Quick! Name five professional activities that don’t concern money. Stumped? Yes, of course, you are. From the evident: What does it cost? To the subtle: Did we achieve our objectives? And the in-between: Can we do this program? Professional activities concern money. If mission or customers are the heart of your organization, money is its blood.
Since money is essential, every group can gain by creating meaningful money conversations. This article shares three common hazards that block discussions. To avoid these hazards, your businesses needs to recognize them and then, practice skills to move beyond them. Start by discussing one hazard at your next meetings, use the questions suggested to get started.
Money talk fosters stoplight decision-making
- “We can never afford that.” (Red light)
- “How much does it cost?” (Red light, possibly turning green.)
- “You can get a great deal” (Green light)
Stoplight decision-making translates complex decisions into yes and no answers. Should we take this action? “No, we can’t afford it.” “Yes, we have the budget.” When you base decisions on cost alone, you miss out on creative solutions, alternatives, and unintended impacts. By considering facts beyond cost, you strengthen decision-making.

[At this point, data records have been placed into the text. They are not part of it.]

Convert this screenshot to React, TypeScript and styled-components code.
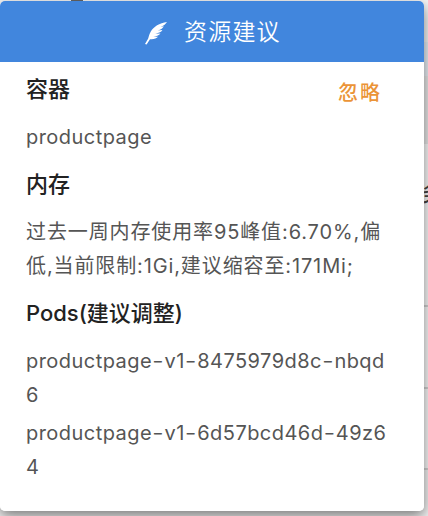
import React from 'react';
import styled, { createGlobalStyle } from 'styled-components';

const GlobalStyle = createGlobalStyle`
  * { box-sizing: border-box; }
  body { margin: 0; overflow: hidden; background: #e6e6e6; }
`;

const Screen = styled.div`
  position: relative;
  width: 428px;
  height: 516px;
  overflow: hidden;
  font-family: Inter, 'Noto Sans CJK SC', sans-serif;
`;

const BackRow = styled.div<{ $height: number; $tone: string; $line?: boolean }>`
  display: flex;
  align-items: flex-start;
  justify-content: flex-end;
  height: ${(p) => p.$height}px;
  background: ${(p) => p.$tone};
  border-bottom: ${(p) => (p.$line ? '2px solid #d2d2d2' : '0')};
`;

const BackLabel = styled.span`
  margin: 33px -16px 0 0;
  color: #444;
  font-size: 22px;
  font-weight: 500;
  line-height: 32px;
`;

const Notch = styled.span`
  width: 12px;
  height: 2px;
  margin-right: 345px;
  background: #666;
`;

const Card = styled.section`
  position: absolute;
  top: 1px;
  left: 0;
  width: 424px;
  height: 510px;
  overflow: hidden;
  border-radius: 5px;
  background: #fff;
`;

const CardShadow = styled.div`
  position: absolute;
  top: 1px;
  left: 0;
  width: 424px;
  height: 510px;
  border-radius: 5px;
  box-shadow: 0 5px 14px rgba(0, 0, 0, 0.5);
`;

const Header = styled.header`
  display: flex;
  align-items: center;
  height: 61px;
  padding-left: 144px;
  gap: 16px;
  background: #4186dd;
  color: #fff;
`;

const Title = styled.h1`
  margin: 0;
  font-size: 23px;
  font-weight: 350;
  line-height: 32px;
  letter-spacing: 1.2px;
`;

const Body = styled.div`
  padding: 10px 34px 0 26px;
`;

const Row = styled.div`
  display: flex;
  justify-content: space-between;
  align-items: flex-start;
  height: 34px;
`;

const Heading = styled.h2`
  margin: 0;
  font-size: 22px;
  font-weight: 500;
  line-height: 34px;
  letter-spacing: 0;
  color: #222;
`;

const Ignore = styled.button`
  margin: 4px 8px 0 0;
  padding: 0;
  border: 0;
  background: none;
  font: inherit;
  font-size: 20px;
  font-weight: 500;
  line-height: 34px;
  letter-spacing: 2px;
  color: #eb9437;
`;

const Text = styled.p<{ $top?: number; $spacing?: number }>`
  margin: ${(p) => p.$top ?? 14}px 0 0;
  font-size: 20px;
  font-weight: 400;
  line-height: 34px;
  letter-spacing: ${(p) => p.$spacing ?? 0.45}px;
  word-break: break-all;
  color: #555;
`;

const Group = styled.div`
  margin-bottom: 13px;
`;

const Dash = styled.span`
  font-size: 26px;
  font-weight: 300;
  line-height: 0;
  vertical-align: -2px;
  letter-spacing: 0.7px;
`;

const PodName = ({ name }: { name: string }) => (
  <>
    {name.split('-').map((part, i) => (
      <React.Fragment key={i}>
        {i > 0 && <Dash>-</Dash>}
        {part}
      </React.Fragment>
    ))}
  </>
);

const Feather = () => (
  <svg width="24" height="26" viewBox="0 0 24 26" fill="#fff" aria-hidden="true">
    <path d="M23 3C15.500 3.800 9.500 8 6.800 12.500C5.200 15.200 4.800 17.500 4.200 19.500L1 25L2.600 25.400L6 20.200C9.500 20.500 12.500 19.800 14 17.800L9.300 17.700C13 17.200 15.500 16.200 16.500 14.600L11.300 14.800C15 13.800 17.700 12.700 18.400 11L13.700 11.500C17 10.500 19 9.200 19.800 7.300L16.500 8C19.500 6.800 21.500 5.300 23 3Z" />
  </svg>
);

export default function App() {
  return (
    <>
      <GlobalStyle />
      <Screen>
        <BackRow $height={42} $tone="#f5f5f5"><Notch /></BackRow>
        <BackRow $height={34} $tone="#e9eff5" />
        <BackRow $height={68} $tone="#e8e8e8" />
        <BackRow $height={163} $tone="#fafafa" $line><BackLabel>务</BackLabel></BackRow>
        <BackRow $height={82} $tone="#fafafa" $line />
        <BackRow $height={81} $tone="#fafafa" $line />
        <BackRow $height={46} $tone="#f3f3f3" />
        <CardShadow />
        <Card>
          <Header>
            <Feather />
            <Title>资源建议</Title>
          </Header>
          <Body>
            <Group>
              <Row>
                <Heading>容器</Heading>
                <Ignore type="button">忽略</Ignore>
              </Row>
              <Text>productpage</Text>
            </Group>
            <Group>
              <Heading>内存</Heading>
              <Text $spacing={0.88}>过去一周内存使用率95峰值:6.70%,偏低,当前限制:1Gi,建议缩容至:171Mi;</Text>
            </Group>
            <Group>
              <Heading>Pods(建议调整)</Heading>
              <Text><PodName name="productpage-v1-8475979d8c-nbqd6" /></Text>
              <Text $top={4}><PodName name="productpage-v1-6d57bcd46d-49z64" /></Text>
            </Group>
          </Body>
        </Card>
      </Screen>
    </>
  );
}
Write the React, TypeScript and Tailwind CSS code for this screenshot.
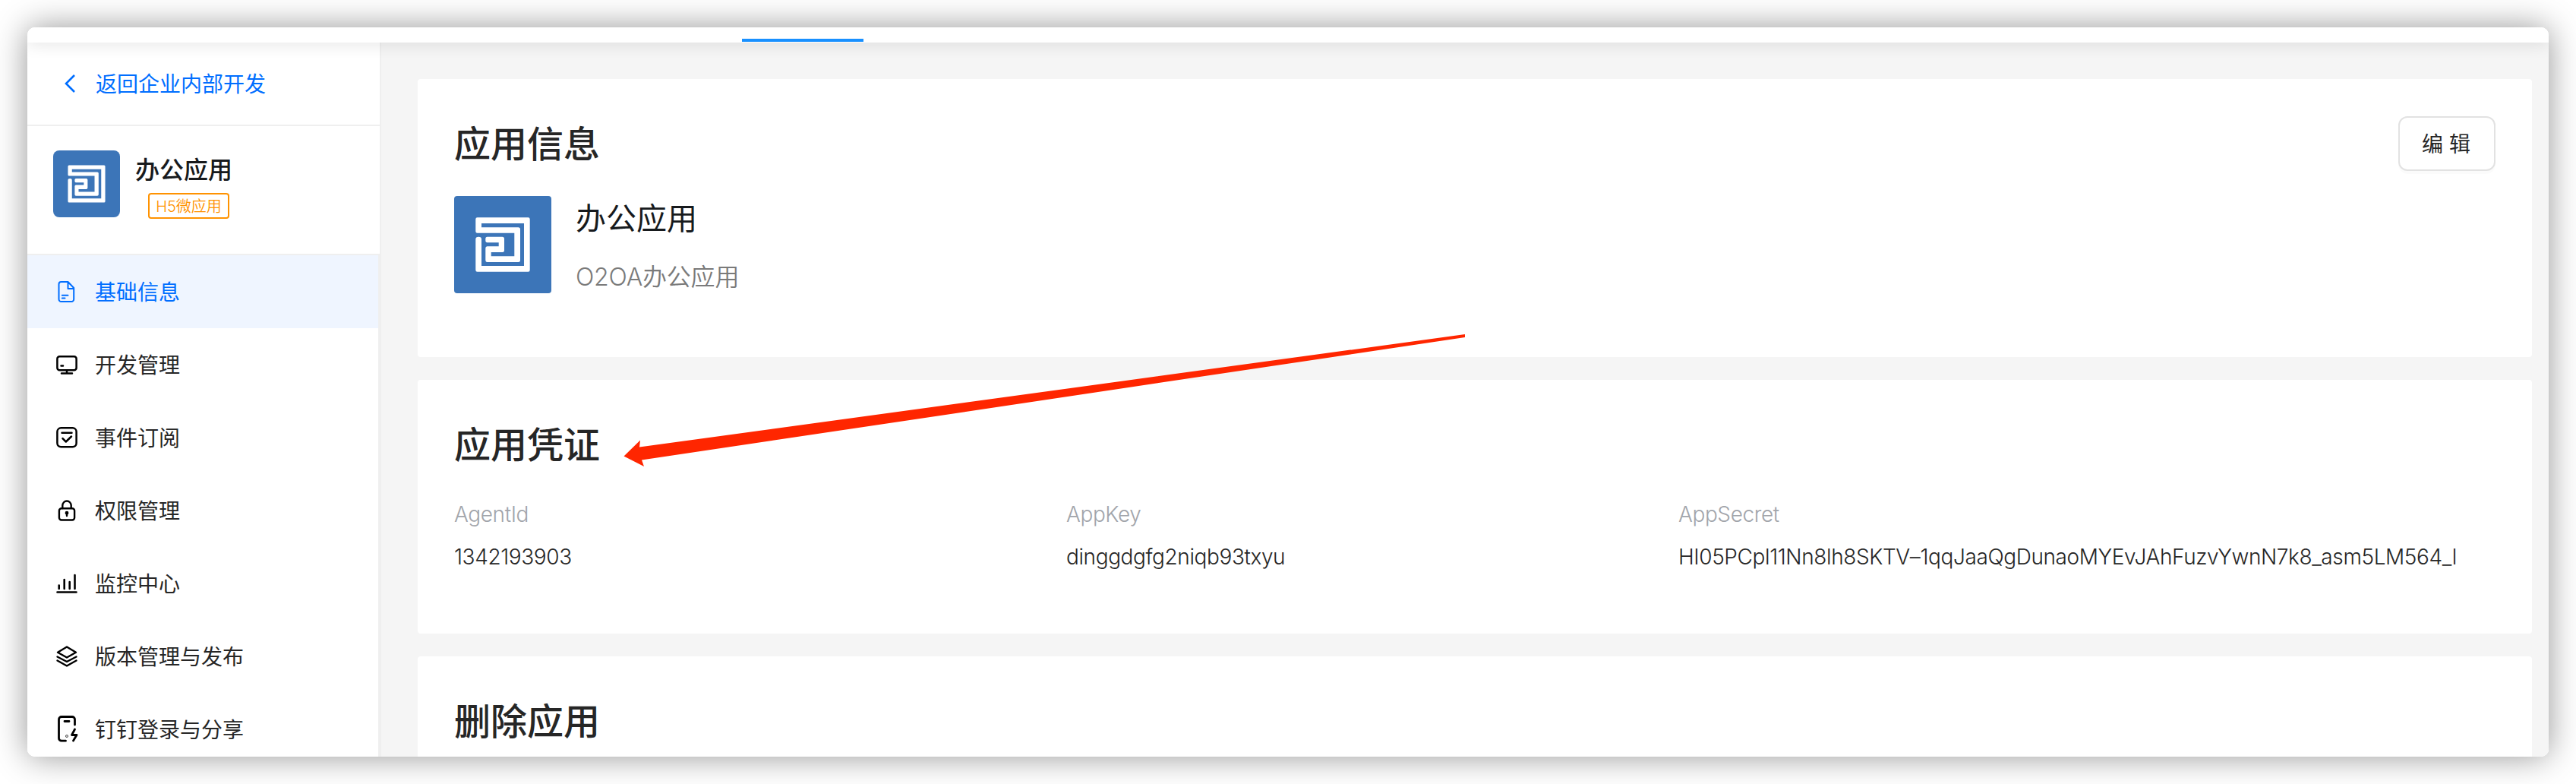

If the money was solved, would you take this action? Refined your answer: What can you do with little or no money? To impact your future: What action have we avoided because we believed we lacked money?
Money talk elicits emotions
Brain scientists tell us that as emotions increase thinking decreases. The study of “neuroeconomics” or the connection between money and the brain is a fast-growing interdisciplinary field. Research from Carnegie Mellon found, “Under the influence of powerful emotions or drives, people often end up doing the opposite of what they think is in their best interest, even at the moment of acting.” In groups, this means that when money is discussed, the group runs the danger of deciding exactly the opposite of what it would if it were thinking. Remember groups who made “penny wise and pound foolish” decisions?
- What emotions do you experience when you consider asking for money for our mission? What emotions do you experience when someone gives us money?
- What actions can you take to help you slow down and think when money conversations elicit these intense emotions?
Money talk gives the impression of being specific, but it’s not
Money talk is often vague. One person who “needs money” is like Old Mother Hubbard. Not only is every cupboard empty, the checking account is zilch and the cards maxed. Another person who “needs money” is short of pocket change and heading to ATM to withdraw one hundred dollars.
- Write down the figure you think a person means when they exclaim, ‘that’s a lot of money.’ Discuss.
- In what ways does money vagueness (i.e., the true cost of your activities, about salaries, your fundraising or administration costs) protect your mission? In what ways does it harm your mission?
- Can you think of an example of when one of these or other another money hazards impacted this organization? What was the impact?
- What specific and measurable actions can you take to improve decisions that involve money?
Additional Questions for All Three Hazards
The quality of your money talk is important. It impacts your ability to make decisions about your mission. When you recognize these three common money hazards, you open the door to better decisions that make more mission for your organization.